Il s’agit entre autres, de privilégier la mise en concurrence pour plus de transparence et de gains économiques dans la commande publique ; de mettre d’avantage l’accent sur le strict respect des procédures de passation et d’exécution de la commande publique. Aussi, il faut réduire le nombre de comptes de dépôts de fonds par structure du gouvernement et encadrer leur utilisation par l’identification des dépenses y éligibles , la clarification des procédures d’acquisition des biens et services…

 

«Si on peut se féliciter de l’engagement du chef du gouvernement à veiller à cette mise en œuvre et à interpeller régulièrement les membres de son gouvernement à cet effet, reste qu’au bilan , les résultats sont mitigés »,  indique le rapport synthèse de l’audit n-1 de la gestion 2017. Une rencontre semestrielle entre l’ASCE-LC et le gouvernement pour suivre de près la mise en œuvre des recommandations est donc souhaitée.

 

Corruption et insécurité, un couple vicieux

 

Dans le rapport général annuel d’activité 2017, le message du contrôleur général d’Etat ne fait pas dans la dentelle.
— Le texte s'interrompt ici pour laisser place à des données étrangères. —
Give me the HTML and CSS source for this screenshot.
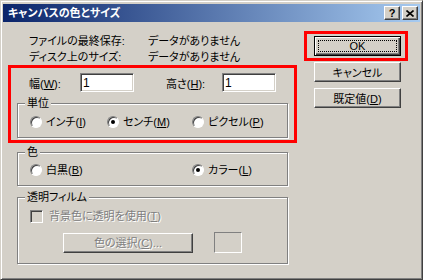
FILE: index.html
```html
<!DOCTYPE html>
<html lang="ja">
<head>
    <meta charset="UTF-8">
    <title>キャンバスの色とサイズ</title>
    <link rel="stylesheet" href="styles.css">
</head>
<body>
    <div class="window">
        <div class="titlebar">
            <span class="title">キャンバスの色とサイズ</span>
            <div class="caption-buttons">
                <span class="cap-btn">?</span>
                <span class="cap-btn">
                    <svg width="8" height="7" viewBox="0 0 8 7"><path d="M0.5 0.5 L7.5 6.5 M7.5 0.5 L0.5 6.5" stroke="#000" stroke-width="1.6"/></svg>
                </span>
            </div>
        </div>
        <div class="dialog">
            <div class="main">
                <!-- file info -->
                <div class="info">
                    <span>ファイルの最終保存:</span><span>データがありません</span>
                    <span>ディスク上のサイズ:</span><span>データがありません</span>
                </div>

                <!-- size and units (marked) -->
                <div class="mark size-box">
                    <div class="size-row">
                        <label class="lbl-w">幅(<u>W</u>):</label>
                        <input type="text" class="num" value="1">
                        <label class="lbl-h">高さ(<u>H</u>):</label>
                        <input type="text" class="num" value="1">
                    </div>
                    <fieldset class="group">
                        <legend>単位</legend>
                        <div class="options">
                            <label class="opt unit-1"><span class="radio"></span><span>インチ(<u>I</u>)</span></label>
                            <label class="opt unit-2"><span class="radio checked"></span><span>センチ(<u>M</u>)</span></label>
                            <label class="opt"><span class="radio"></span><span>ピクセル(<u>P</u>)</span></label>
                        </div>
                    </fieldset>
                </div>

                <fieldset class="group color-group">
                    <legend>色</legend>
                    <div class="options">
                        <label class="opt color-1"><span class="radio"></span><span>白黒(<u>B</u>)</span></label>
                        <label class="opt"><span class="radio checked"></span><span>カラー(<u>L</u>)</span></label>
                    </div>
                </fieldset>

                <fieldset class="group film-group">
                    <legend>透明フィルム</legend>
                    <div class="options film">
                        <label class="opt disabled"><span class="check"></span><span>背景色に透明を使用(<u>T</u>)</span></label>
                        <div class="pick-row">
                            <button class="btn pick disabled">色の選択(<u>C</u>)...</button>
                            <span class="swatch"></span>
                        </div>
                    </div>
                </fieldset>
            </div>

            <div class="buttons">
                <div class="mark ok-box">
                    <button class="btn default"><span class="focus">OK</span></button>
                </div>
                <button class="btn side cancel">キャンセル</button>
                <button class="btn side reset">既定値(<u>D</u>)</button>
            </div>
        </div>
    </div>
</body>
</html>
```

FILE: styles.css
```css
/* Windows 2000 style dialog */
body {
    margin: 0;
    padding: 0;
    background: #fff;
    font-family: "Liberation Sans", "Noto Sans CJK JP", sans-serif;
    font-size: 11px;
    font-feature-settings: "palt";
    text-autospace: no-autospace;
    color: #000;
}
u {
    text-decoration: underline;
    text-underline-offset: 1px;
}
.window {
    width: 423px;
    height: 280px;
    box-sizing: border-box;
    background: #d4d0c8;
    border: 1px solid;
    border-color: #d4d0c8 #404040 #404040 #d4d0c8;
    box-shadow: inset 1px 1px 0 #fff, inset -1px -1px 0 #808080;
    padding: 3px 2px 2px 2px;
}
.titlebar {
    height: 18px;
    display: flex;
    align-items: center;
    justify-content: space-between;
    background: linear-gradient(to right, #0a246a, #a6caf0);
    color: #fff;
    padding: 0 2px 0 5px;
}
.title {
    font-weight: bold;
    line-height: 18px;
}
.caption-buttons {
    display: flex;
    gap: 2px;
}
.cap-btn {
    width: 16px;
    height: 14px;
    box-sizing: border-box;
    display: flex;
    align-items: center;
    justify-content: center;
    background: #d4d0c8;
    color: #000;
    font-weight: bold;
    font-size: 11px;
    border: 1px solid;
    border-color: #fff #404040 #404040 #fff;
    box-shadow: inset -1px -1px 0 #808080;
}
.dialog {
    display: flex;
    gap: 7px;
    padding: 9px 0 0 5px;
}
.main {
    width: 289px;
}
.info {
    display: grid;
    grid-template-columns: 119px auto;
    padding-left: 21px;
    margin-top: 2px;
    line-height: 16px;
}
.mark {
    border: 3px solid #f00;
}
.size-box {
    padding: 5px 6px 2px 6px;
}
.size-row {
    display: flex;
    align-items: center;
    padding-left: 12px;
    height: 19px;
}
.lbl-w {
    width: 51px;
}
.lbl-h {
    width: 56px;
    margin-left: 32px;
}
.num {
    width: 54px;
    height: 19px;
    box-sizing: border-box;
    margin: 0;
    padding: 0 2px;
    font: inherit;
    font-size: 12px;
    border: 1px solid;
    border-color: #808080 #fff #fff #808080;
    box-shadow: inset 1px 1px 0 #404040, inset -1px -1px 0 #d4d0c8;
    background: #fff;
    outline: none;
}
.group {
    margin: 4px 0 0 0;
    padding: 0;
    min-width: 0;
    border: 1px solid #808080;
    box-shadow: inset 1px 1px 0 #fff, 1px 1px 0 #fff;
}
.group legend {
    margin-left: 7px;
    padding: 0 2px;
    line-height: 14px;
    background: #d4d0c8;
}
.color-group {
    margin: 2px 0 0 9px;
    width: 271px;
    box-sizing: border-box;
}
.film-group {
    margin: 4px 0 0 9px;
    width: 271px;
    box-sizing: border-box;
}
.options {
    display: flex;
    padding: 5px 0 8px 12px;
    line-height: 14px;
}
.color-group .options {
    padding-top: 4px;
}
.opt {
    display: flex;
    align-items: center;
    gap: 4px;
}
.unit-1 {
    width: 77px;
}
.unit-2 {
    width: 85px;
}
.color-1 {
    width: 162px;
}
.radio {
    width: 12px;
    height: 12px;
    box-sizing: border-box;
    border-radius: 50%;
    background: #fff;
    border: 1px solid;
    border-color: #808080 #fff #fff #808080;
    box-shadow: inset 1px 1px 0 #404040;
    display: flex;
    align-items: center;
    justify-content: center;
}
.radio.checked::after {
    content: "";
    width: 4px;
    height: 4px;
    border-radius: 50%;
    background: #000;
}
.film {
    flex-direction: column;
    align-items: flex-start;
    padding-bottom: 10px;
}
.check {
    width: 13px;
    height: 13px;
    box-sizing: border-box;
    background: #d4d0c8;
    border: 1px solid;
    border-color: #808080 #fff #fff #808080;
    box-shadow: inset 1px 1px 0 #404040;
    margin-right: 2px;
}
.disabled {
    color: #808080;
    text-shadow: 1px 1px 0 #fff;
}
.pick-row {
    display: flex;
    align-items: center;
    margin-top: 9px;
    margin-left: 33px;
}
.btn {
    font: inherit;
    color: #000;
    background: #d4d0c8;
    margin: 0;
    padding: 0;
    box-sizing: border-box;
    height: 20px;
    border: 1px solid;
    border-color: #fff #404040 #404040 #fff;
    box-shadow: inset -1px -1px 0 #808080;
}
.pick {
    width: 130px;
    color: #808080;
}
.swatch {
    width: 28px;
    height: 21px;
    box-sizing: border-box;
    margin-left: 21px;
    border: 1px solid;
    border-color: #808080 #fff #fff #808080;
}
.buttons {
    width: 104px;
    display: flex;
    flex-direction: column;
}
.ok-box {
    padding: 2px 4px 2px 7px;
}
.btn.default {
    width: 87px;
    display: flex;
    padding: 3px;
    border: 1px solid #000;
    box-shadow: inset 1px 1px 0 #fff, inset -1px -1px 0 #404040, inset -2px -2px 0 #808080;
}
.focus {
    flex: 1;
    border: 1px dotted #000;
    line-height: 10px;
}
.side {
    width: 87px;
    margin-left: 10px;
}
.cancel {
    margin-top: 1px;
}
.reset {
    margin-top: 6px;
}
```
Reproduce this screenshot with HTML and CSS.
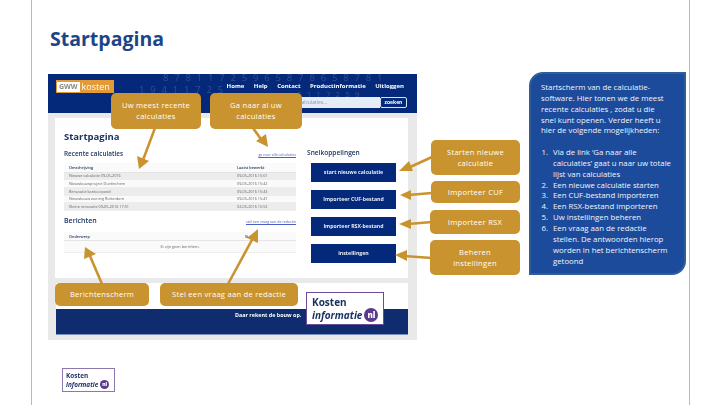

Il établit un lien consubstantiel entre corruption, détournements de fonds et la situation d’insécurité que vit le Burkina Faso. L’Etat a besoin d’investir d’importantes sommes d’argent afin de permettre à l’armée, à l’administration  d’être à même de répondre aux défis que lui oppose l’hydre terroriste. «A quoi bon mobiliser des ressources à cet effet si, du fait de la corruption, les budgets de plus en plus importants dépensés n’induisent aucun changement positif en faveur de la tranquillité́ des populations», tranche Luc Marius Ibriga. Pour lui donc,  il n’y aura pas de véritable sécurité́ sans une véritable lutte contre la corruption, sans un dépassement des égoïsmes individuels qui poussent à s’accaparer, à son seul profit, des ressources destinées au plus grand nombre ou à fermer les yeux sur des méthodes et pratiques illicites au seul bénéfice de ses intérêts personnels.

 

Le message est clair, il faut certes demander aux contribuables des efforts de guerre, mais il faut traquer les délinquants économiques qui assèchent les caisses de l’Etat. Sans quoi, milles taxes sur le dos des Burkinabè ne résoudront rien.